Raoul Walsh: The True Adventures of Hollywood’s Legendary Director – Nonfiction book by Marilyn Ann Moss
To accompany the Raoul Walsh retrospective that’s still ongoing in my apartment, I recently read with relish Marilyn Ann Moss’ superb 2011 biography of the very colorful and self-mythologizing man who directed, among many other classic titles, The Thief of Bagdad, The Roaring Twenties, High Sierra, The Strawberry Blonde and White Heat. The fact that this is the first such book written about this old Hollywood master, whose life was as interesting as his movies, is just one indication of how sadly undervalued his massively important and influential body of work continues to be.
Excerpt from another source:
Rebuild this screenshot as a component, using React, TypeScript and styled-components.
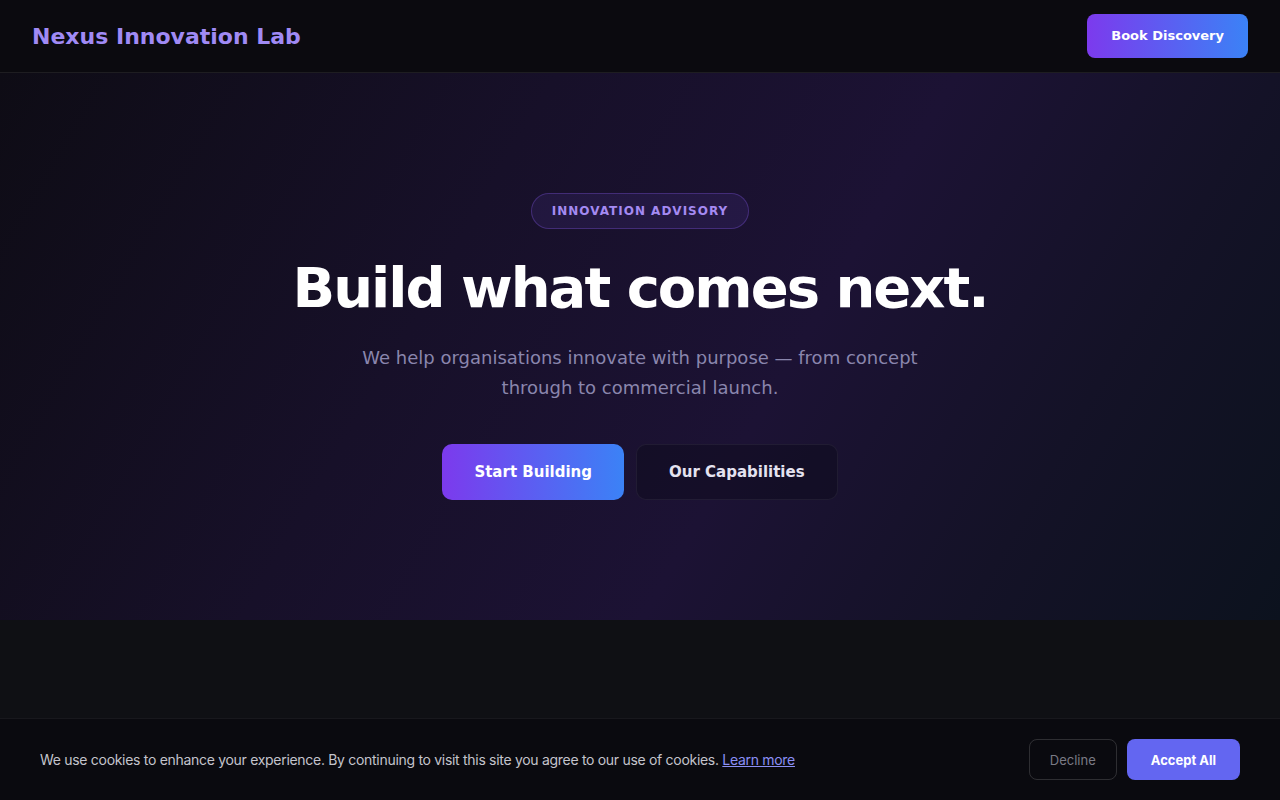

Although I could have done without the dollar-book Freud of the opening chapter, which imagines Walsh’s grief over his mother’s death as the catalyst for his adventurous brand of filmmaking, this is still an impressive work of scholarship and analysis (I particularly enjoyed her observations about Walsh’s female characters) and an essential read for anyone who loves classic Hollywood movies. I will have two lengthy posts concerning Walsh in the coming weeks.